Instructions to follow => Take the listing from its first line through the line that contains "const [selected, setSelected]" and please retype those lines exactly, leaving out the pictures.

Data shown =>
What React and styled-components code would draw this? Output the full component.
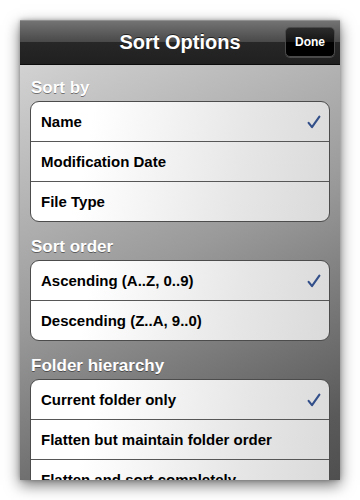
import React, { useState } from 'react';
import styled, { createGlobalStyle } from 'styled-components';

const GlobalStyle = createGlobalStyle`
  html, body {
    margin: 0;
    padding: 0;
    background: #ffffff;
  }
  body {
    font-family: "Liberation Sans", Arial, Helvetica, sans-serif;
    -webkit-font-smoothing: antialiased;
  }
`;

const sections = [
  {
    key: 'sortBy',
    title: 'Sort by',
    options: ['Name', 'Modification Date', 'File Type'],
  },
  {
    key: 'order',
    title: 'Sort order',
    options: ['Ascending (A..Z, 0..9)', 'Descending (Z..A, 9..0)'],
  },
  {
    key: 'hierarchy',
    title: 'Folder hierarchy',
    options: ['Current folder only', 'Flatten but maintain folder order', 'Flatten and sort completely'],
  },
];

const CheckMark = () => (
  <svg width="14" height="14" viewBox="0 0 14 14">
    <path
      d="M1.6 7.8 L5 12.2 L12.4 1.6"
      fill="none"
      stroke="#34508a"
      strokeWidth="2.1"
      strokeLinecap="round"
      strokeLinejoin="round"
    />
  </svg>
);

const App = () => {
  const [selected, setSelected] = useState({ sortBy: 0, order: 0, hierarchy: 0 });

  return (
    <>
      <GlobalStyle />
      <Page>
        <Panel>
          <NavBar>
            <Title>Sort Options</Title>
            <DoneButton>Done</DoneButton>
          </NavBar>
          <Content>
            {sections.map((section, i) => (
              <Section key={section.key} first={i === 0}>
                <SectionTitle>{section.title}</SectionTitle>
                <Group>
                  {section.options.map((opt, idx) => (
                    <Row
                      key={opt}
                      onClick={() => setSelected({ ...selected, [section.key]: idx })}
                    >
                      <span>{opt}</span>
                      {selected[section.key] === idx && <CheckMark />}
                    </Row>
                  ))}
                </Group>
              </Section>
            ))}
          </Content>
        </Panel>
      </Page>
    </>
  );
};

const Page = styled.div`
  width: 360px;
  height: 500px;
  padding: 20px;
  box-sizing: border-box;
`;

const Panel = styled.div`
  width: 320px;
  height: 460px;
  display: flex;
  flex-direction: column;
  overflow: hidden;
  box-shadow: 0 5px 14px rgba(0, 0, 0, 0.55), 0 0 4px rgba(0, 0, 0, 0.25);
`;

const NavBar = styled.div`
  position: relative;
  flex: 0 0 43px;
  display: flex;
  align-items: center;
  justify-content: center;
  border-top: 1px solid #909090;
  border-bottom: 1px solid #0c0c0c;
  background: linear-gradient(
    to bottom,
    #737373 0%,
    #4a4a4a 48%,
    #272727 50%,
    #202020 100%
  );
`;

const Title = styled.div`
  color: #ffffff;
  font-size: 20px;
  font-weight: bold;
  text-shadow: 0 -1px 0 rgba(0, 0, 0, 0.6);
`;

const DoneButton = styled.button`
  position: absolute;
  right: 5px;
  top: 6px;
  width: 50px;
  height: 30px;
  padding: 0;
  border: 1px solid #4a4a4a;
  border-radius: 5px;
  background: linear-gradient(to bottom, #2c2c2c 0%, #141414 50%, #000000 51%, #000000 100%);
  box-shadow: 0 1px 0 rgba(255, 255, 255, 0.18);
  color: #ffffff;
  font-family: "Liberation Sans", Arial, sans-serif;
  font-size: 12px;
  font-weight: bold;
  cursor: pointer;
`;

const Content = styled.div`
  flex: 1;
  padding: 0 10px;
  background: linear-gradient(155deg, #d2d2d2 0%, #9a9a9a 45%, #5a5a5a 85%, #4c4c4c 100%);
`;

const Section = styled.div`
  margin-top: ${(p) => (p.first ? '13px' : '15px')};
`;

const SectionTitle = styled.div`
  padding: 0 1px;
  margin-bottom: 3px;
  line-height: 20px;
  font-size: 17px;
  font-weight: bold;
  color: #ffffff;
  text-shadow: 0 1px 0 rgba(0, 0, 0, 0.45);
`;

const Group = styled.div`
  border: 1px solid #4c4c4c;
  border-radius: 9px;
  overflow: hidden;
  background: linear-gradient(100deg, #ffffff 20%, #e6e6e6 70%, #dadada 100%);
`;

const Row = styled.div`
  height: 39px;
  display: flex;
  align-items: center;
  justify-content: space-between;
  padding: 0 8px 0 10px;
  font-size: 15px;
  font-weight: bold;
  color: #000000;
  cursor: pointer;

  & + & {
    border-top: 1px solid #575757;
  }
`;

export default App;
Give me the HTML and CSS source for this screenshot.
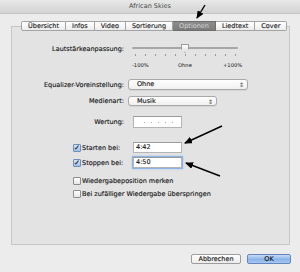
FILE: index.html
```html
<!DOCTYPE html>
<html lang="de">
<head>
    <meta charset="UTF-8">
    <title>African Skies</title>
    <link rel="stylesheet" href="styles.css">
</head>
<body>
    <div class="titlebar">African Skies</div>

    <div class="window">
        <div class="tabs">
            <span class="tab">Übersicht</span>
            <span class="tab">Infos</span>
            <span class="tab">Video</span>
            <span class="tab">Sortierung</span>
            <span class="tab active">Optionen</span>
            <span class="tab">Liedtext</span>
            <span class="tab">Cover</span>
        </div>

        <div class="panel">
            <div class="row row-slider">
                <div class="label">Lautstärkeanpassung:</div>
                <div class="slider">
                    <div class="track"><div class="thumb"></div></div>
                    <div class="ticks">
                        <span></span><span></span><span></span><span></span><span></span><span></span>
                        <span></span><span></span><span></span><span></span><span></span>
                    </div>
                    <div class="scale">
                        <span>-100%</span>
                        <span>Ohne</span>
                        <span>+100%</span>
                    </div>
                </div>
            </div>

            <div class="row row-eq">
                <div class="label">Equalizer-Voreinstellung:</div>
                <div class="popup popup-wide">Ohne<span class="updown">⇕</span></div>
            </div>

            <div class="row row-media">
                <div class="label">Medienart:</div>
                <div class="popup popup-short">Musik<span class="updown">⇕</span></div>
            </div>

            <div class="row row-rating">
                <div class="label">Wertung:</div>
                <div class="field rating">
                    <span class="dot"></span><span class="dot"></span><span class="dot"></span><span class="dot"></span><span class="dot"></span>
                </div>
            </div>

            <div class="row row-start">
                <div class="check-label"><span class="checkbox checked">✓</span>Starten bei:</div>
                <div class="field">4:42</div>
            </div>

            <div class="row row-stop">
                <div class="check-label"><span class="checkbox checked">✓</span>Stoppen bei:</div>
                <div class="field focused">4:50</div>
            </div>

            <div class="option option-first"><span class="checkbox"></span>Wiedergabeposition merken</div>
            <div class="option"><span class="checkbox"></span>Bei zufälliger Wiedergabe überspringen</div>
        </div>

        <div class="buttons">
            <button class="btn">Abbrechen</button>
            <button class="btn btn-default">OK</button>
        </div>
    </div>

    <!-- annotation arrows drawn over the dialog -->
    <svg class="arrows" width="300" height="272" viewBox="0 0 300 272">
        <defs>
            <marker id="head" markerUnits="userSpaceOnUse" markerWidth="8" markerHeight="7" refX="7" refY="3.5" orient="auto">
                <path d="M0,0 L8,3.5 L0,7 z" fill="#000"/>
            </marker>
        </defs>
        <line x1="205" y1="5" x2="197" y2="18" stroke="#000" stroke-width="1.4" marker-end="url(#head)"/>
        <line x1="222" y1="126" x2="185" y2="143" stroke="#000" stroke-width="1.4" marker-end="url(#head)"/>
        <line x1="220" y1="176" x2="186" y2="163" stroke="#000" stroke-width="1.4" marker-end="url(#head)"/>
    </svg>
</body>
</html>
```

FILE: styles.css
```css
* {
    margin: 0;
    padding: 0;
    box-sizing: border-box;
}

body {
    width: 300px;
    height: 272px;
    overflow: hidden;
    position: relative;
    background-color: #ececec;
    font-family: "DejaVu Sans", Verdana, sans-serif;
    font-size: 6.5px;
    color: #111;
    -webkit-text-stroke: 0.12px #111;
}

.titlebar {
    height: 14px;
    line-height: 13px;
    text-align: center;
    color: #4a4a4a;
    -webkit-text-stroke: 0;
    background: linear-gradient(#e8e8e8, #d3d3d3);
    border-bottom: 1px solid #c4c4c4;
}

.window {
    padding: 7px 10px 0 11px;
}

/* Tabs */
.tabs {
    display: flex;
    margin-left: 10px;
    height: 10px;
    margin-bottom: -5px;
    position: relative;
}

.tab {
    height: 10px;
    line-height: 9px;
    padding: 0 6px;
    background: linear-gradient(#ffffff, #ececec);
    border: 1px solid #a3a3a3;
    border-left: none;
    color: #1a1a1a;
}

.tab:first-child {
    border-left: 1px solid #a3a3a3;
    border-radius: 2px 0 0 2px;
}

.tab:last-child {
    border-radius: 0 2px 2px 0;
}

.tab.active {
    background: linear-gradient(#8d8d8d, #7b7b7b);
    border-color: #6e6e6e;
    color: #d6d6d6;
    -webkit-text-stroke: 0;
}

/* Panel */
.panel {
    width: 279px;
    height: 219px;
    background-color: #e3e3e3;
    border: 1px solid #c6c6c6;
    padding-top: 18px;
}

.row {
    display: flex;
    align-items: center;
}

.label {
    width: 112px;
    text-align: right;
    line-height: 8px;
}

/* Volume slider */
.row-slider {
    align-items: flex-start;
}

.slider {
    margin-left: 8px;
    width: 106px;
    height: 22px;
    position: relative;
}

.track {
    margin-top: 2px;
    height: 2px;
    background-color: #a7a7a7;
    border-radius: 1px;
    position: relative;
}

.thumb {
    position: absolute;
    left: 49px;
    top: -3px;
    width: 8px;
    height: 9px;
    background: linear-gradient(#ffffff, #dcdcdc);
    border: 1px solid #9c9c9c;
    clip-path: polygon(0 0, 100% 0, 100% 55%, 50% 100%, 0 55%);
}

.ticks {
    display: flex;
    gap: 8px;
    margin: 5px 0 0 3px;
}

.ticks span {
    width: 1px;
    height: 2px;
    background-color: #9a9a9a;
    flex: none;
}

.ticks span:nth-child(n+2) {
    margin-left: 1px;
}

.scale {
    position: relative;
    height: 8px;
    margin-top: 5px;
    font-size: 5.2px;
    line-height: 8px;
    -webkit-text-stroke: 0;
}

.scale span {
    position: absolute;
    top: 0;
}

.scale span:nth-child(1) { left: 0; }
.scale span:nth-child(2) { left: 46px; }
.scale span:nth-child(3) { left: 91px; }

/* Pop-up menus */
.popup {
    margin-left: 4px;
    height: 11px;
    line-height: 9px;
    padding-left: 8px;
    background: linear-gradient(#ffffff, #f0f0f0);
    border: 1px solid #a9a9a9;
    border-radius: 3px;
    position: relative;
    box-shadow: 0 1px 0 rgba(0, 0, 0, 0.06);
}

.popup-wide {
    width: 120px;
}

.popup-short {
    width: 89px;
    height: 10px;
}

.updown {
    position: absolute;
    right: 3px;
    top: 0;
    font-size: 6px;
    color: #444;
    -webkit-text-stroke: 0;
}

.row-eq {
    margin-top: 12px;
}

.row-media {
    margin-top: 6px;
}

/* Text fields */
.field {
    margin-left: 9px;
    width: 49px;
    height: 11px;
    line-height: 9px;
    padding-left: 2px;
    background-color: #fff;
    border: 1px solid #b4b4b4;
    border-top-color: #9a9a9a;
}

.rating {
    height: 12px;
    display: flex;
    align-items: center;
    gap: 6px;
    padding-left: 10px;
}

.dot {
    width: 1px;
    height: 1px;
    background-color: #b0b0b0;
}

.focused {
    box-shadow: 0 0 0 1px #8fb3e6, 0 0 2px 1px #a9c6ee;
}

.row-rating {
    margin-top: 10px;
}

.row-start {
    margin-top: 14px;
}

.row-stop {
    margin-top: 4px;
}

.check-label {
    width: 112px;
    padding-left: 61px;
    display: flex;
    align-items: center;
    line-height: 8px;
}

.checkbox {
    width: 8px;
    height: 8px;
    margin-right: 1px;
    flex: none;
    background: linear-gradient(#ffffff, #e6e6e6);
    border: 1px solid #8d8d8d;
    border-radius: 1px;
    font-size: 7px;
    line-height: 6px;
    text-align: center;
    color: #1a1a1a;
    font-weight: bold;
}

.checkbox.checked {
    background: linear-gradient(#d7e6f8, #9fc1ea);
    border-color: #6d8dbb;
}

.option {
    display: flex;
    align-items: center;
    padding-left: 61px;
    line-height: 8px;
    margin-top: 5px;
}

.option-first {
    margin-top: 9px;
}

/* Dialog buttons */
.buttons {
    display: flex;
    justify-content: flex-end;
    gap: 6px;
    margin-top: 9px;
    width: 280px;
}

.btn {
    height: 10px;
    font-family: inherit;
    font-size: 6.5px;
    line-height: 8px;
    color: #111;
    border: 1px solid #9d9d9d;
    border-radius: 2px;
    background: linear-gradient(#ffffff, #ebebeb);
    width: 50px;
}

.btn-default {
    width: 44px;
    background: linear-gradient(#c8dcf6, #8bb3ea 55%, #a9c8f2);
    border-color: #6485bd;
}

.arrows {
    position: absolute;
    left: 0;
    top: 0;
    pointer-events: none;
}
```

Output for this task =>
What React and styled-components code would draw this? Output the full component.
import React, { useState } from 'react';
import styled, { createGlobalStyle } from 'styled-components';

const GlobalStyle = createGlobalStyle`
  html, body {
    margin: 0;
    padding: 0;
    background: #ffffff;
  }
  body {
    font-family: "Liberation Sans", Arial, Helvetica, sans-serif;
    -webkit-font-smoothing: antialiased;
  }
`;

const sections = [
  {
    key: 'sortBy',
    title: 'Sort by',
    options: ['Name', 'Modification Date', 'File Type'],
  },
  {
    key: 'order',
    title: 'Sort order',
    options: ['Ascending (A..Z, 0..9)', 'Descending (Z..A, 9..0)'],
  },
  {
    key: 'hierarchy',
    title: 'Folder hierarchy',
    options: ['Current folder only', 'Flatten but maintain folder order', 'Flatten and sort completely'],
  },
];

const CheckMark = () => (
  <svg width="14" height="14" viewBox="0 0 14 14">
    <path
      d="M1.6 7.8 L5 12.2 L12.4 1.6"
      fill="none"
      stroke="#34508a"
      strokeWidth="2.1"
      strokeLinecap="round"
      strokeLinejoin="round"
    />
  </svg>
);

const App = () => {
  const [selected, setSelected] = useState({ sortBy: 0, order: 0, hierarchy: 0 });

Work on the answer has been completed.